How to Use This Resource

This Best Church Practices resource contains eight different covenants for small groups. And while they are all somewhat similar in structure, they do have variations depending on the needs of different churches and types of groups. And because all of the material in this resource comes in Microsoft Word format, each covenant can be edited and adapted to fit your needs.

The first two covenants (pp. 4–5) are basic skeletons that a church can use for all of its small groups. They contain blanks that can be filled in by each group leader to provide specific information for their group. And the "Basic Covenant with Church Logo" (p. 6) contains an image that can be swapped out in favor of your church's logo, and any image of your choosing.

"Group Covenant as a Curriculum Insert" (p. 8) is a great resource for churches that provide groups with Bible studies. The introductory material in the covenant can be tweaked to fit the study, and then the covenant can be handed to the group leader along with the curriculum.

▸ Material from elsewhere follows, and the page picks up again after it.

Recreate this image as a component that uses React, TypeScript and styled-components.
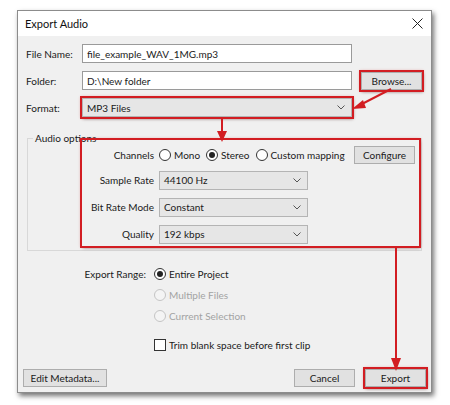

Finally, "Specialty Group Covenant" (p. 9) and "House Church Covenant" (p. 10) can be adapted to fit specific types of small groups—those that have a more defined structure or purpose.

My Take

Here are a couple tips that I'll pass along after using covenants in my own small groups for several years.

  • Early is better. Many group leaders prefer to wait until the group has "settled in" before they introduce a covenant. They feel that it's better to wait until a group is "serious" before requiring such a commitment. I disagree, mainly because this can lead to unhealthy patterns of behavior within the group that then need to be corrected once the covenant is in place.

    In my mind, it's much better to introduce a covenant as one of the first things you do in your first group meeting. This will clarify for everyone right off the bat what the group will be about and what will be expected of them. It helps the group get started on the right foot.

  • Get signatures. I encourage group leaders to sign the group's covenant, and to have each member do the same. This officially announces that everyone is now on the same team—that we are starting something meaningful together. It's also very helpful to have a signature as witness if a group member begins violating the covenant and needs to be corrected.